#### [AIM]
Note each line where "screenshot" appears, and copy it.

___

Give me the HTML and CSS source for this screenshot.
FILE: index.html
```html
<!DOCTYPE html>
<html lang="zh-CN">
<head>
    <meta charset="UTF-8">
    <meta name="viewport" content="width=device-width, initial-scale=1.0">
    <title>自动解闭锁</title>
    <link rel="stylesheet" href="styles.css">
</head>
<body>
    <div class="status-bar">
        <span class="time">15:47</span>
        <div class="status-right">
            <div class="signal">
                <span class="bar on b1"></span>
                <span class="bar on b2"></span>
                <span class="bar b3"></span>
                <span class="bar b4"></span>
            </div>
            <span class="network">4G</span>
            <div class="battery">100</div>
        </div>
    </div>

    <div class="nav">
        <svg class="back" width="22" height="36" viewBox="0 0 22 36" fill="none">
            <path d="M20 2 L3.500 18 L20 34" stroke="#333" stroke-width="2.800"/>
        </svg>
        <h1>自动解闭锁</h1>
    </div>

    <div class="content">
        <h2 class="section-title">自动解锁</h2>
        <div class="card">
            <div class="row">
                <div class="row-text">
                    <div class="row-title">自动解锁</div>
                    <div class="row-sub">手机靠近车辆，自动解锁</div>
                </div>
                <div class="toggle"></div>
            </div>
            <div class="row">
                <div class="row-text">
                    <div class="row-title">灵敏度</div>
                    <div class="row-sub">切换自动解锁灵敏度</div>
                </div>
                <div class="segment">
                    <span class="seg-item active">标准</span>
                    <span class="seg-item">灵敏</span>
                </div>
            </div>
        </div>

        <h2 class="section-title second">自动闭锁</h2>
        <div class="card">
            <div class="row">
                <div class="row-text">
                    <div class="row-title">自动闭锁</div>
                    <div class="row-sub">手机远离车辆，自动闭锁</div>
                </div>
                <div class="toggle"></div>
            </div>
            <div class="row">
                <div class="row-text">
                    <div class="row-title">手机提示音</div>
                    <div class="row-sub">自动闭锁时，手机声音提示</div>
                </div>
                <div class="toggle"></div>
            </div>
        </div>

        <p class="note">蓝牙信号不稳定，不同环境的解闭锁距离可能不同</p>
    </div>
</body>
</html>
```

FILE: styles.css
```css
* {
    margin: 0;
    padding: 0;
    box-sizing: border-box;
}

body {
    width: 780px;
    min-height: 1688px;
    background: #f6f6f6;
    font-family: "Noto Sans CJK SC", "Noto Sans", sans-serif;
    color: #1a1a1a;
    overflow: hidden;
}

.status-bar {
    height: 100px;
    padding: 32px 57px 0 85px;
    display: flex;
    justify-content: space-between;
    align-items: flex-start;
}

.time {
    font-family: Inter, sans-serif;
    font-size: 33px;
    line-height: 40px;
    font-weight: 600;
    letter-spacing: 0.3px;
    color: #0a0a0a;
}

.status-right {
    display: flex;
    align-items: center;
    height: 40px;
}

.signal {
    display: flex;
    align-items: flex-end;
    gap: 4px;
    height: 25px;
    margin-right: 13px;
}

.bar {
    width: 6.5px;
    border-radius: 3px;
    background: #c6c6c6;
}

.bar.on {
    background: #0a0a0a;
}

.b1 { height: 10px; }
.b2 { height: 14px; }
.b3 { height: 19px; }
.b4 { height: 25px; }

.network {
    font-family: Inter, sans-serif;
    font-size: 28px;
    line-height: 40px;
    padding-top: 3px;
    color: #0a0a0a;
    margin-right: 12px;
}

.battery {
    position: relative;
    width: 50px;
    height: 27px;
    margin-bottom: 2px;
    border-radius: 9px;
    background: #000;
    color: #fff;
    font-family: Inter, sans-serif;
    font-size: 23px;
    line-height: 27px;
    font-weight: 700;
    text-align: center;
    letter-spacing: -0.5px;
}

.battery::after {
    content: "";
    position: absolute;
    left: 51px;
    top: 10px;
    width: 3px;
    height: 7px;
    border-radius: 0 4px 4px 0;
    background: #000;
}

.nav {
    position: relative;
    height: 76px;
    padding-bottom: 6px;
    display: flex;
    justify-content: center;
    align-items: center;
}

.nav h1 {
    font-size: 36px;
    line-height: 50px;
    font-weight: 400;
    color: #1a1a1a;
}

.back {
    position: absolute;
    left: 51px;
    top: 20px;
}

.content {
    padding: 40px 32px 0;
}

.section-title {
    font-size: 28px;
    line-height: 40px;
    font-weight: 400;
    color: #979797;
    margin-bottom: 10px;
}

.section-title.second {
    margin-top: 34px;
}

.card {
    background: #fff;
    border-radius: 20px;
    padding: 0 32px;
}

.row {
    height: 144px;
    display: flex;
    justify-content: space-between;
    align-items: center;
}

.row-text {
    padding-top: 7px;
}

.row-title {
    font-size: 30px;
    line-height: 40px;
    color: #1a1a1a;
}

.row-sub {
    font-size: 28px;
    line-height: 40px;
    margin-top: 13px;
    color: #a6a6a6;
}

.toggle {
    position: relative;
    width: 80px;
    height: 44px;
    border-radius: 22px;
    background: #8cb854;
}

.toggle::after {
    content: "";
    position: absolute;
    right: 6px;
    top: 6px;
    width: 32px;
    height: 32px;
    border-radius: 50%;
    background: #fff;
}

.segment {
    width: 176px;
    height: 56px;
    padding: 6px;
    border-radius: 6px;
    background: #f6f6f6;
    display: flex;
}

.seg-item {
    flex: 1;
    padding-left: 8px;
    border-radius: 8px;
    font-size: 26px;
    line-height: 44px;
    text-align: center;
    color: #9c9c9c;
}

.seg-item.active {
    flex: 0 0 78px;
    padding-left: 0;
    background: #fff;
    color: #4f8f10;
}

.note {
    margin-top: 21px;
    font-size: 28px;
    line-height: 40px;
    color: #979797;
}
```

___

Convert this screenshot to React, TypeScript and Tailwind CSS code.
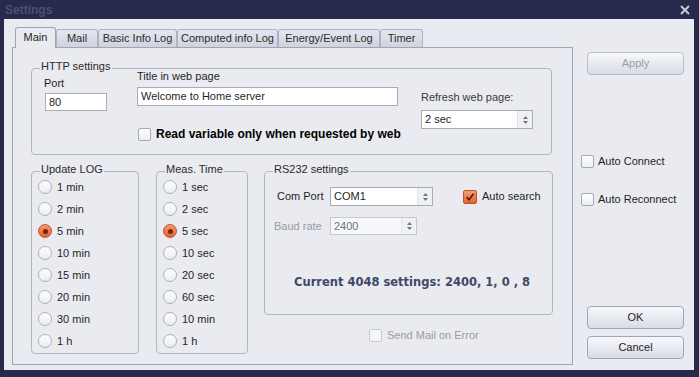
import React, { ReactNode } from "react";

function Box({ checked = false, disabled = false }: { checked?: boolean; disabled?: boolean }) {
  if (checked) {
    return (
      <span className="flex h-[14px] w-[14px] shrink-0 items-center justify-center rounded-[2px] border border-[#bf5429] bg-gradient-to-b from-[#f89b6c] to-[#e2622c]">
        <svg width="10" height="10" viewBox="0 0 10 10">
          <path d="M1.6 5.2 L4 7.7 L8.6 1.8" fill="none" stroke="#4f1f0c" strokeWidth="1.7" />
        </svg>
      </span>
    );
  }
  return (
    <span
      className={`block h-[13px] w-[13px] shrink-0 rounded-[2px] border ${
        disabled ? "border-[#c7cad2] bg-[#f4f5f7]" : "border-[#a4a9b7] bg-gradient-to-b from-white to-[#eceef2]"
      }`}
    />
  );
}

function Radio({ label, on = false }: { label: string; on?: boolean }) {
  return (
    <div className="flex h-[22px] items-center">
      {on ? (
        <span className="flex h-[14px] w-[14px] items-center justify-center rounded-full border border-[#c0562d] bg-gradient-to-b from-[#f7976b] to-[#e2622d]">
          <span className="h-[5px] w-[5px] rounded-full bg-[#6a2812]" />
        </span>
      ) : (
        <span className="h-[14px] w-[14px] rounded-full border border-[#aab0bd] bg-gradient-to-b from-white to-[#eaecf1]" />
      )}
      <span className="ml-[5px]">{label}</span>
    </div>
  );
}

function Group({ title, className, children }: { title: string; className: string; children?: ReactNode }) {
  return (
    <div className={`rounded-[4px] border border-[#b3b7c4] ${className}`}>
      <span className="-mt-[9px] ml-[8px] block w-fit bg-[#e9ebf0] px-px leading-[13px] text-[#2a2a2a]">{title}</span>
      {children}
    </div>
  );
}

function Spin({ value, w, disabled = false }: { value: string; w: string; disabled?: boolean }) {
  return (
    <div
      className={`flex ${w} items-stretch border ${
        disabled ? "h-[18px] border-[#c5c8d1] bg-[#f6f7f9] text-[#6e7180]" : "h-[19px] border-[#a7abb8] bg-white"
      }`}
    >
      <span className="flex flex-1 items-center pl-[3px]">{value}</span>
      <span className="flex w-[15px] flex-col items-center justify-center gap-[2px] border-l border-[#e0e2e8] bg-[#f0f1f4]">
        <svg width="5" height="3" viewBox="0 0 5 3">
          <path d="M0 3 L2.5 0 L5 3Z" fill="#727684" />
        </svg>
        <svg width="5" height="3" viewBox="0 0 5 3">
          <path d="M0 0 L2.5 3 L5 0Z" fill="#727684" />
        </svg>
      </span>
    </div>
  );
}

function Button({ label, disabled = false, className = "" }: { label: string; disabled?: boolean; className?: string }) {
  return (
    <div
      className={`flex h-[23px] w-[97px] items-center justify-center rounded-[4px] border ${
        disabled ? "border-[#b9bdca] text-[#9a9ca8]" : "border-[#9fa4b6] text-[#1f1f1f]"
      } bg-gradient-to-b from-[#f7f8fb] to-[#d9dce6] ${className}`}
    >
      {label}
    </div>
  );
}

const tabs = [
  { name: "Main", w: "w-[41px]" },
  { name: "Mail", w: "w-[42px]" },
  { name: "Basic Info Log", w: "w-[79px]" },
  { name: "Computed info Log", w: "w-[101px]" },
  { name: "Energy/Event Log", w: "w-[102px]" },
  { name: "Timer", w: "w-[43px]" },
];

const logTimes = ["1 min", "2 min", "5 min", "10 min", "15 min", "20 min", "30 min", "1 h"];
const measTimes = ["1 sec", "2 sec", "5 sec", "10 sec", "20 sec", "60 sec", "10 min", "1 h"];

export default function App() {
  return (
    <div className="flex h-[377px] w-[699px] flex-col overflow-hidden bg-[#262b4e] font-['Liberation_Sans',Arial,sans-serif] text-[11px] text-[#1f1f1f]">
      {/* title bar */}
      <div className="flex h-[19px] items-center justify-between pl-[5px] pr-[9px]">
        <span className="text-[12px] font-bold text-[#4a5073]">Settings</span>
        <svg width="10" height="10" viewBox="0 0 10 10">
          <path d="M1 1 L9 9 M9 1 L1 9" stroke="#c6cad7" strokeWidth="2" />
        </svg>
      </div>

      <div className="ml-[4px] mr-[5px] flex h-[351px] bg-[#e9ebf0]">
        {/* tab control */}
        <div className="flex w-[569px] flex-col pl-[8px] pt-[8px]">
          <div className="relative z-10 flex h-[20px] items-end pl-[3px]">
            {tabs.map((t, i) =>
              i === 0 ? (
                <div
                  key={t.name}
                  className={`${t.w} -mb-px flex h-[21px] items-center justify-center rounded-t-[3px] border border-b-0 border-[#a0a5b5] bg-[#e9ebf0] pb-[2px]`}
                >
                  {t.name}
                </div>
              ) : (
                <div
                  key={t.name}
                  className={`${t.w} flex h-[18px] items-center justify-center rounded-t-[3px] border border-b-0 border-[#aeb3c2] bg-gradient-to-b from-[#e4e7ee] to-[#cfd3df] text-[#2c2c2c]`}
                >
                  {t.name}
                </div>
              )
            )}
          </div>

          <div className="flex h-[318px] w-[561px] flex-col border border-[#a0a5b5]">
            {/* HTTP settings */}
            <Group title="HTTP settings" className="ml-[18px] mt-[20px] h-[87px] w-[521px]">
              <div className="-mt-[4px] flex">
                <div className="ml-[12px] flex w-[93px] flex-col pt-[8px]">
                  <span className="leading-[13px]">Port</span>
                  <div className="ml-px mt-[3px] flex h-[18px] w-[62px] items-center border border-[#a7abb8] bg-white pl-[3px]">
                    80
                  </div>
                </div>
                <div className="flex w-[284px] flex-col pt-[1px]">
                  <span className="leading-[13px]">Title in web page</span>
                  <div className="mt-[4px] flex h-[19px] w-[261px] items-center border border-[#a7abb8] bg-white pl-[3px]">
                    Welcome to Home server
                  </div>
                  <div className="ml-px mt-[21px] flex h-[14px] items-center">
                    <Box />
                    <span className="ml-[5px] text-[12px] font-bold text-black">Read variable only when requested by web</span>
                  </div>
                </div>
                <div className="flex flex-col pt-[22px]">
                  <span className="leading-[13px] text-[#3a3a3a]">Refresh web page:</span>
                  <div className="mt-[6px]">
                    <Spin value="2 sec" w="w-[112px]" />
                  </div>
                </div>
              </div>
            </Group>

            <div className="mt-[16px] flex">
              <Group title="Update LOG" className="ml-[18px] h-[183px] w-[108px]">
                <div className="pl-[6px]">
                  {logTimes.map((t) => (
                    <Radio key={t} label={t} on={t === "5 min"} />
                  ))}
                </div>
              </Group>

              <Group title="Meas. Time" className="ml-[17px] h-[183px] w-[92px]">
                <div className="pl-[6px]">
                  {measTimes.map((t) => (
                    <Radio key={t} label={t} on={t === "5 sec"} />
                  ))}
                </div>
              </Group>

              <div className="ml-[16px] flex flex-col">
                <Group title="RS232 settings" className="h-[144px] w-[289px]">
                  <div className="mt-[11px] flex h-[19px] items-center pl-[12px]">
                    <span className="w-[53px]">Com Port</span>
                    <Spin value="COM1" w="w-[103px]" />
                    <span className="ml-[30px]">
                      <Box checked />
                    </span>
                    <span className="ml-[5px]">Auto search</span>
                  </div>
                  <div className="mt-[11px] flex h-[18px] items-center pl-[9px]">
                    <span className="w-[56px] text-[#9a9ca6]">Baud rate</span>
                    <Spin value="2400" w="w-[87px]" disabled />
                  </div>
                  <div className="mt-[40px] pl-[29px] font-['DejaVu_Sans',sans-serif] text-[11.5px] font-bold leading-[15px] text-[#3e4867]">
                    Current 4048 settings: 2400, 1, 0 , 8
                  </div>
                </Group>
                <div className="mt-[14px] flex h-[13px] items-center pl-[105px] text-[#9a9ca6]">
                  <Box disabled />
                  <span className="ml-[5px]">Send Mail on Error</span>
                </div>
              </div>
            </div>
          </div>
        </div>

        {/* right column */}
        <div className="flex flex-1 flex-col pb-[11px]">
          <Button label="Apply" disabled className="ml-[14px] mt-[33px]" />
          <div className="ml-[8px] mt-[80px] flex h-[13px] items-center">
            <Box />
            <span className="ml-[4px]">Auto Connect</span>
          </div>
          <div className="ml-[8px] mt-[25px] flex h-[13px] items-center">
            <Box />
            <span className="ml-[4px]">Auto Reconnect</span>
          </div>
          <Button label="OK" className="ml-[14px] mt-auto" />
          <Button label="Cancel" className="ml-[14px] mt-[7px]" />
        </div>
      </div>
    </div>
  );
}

___

#### [RESPONSE TO THE EXERCISE]
Give me the HTML and CSS source for this screenshot.
Convert this screenshot to React, TypeScript and Tailwind CSS code.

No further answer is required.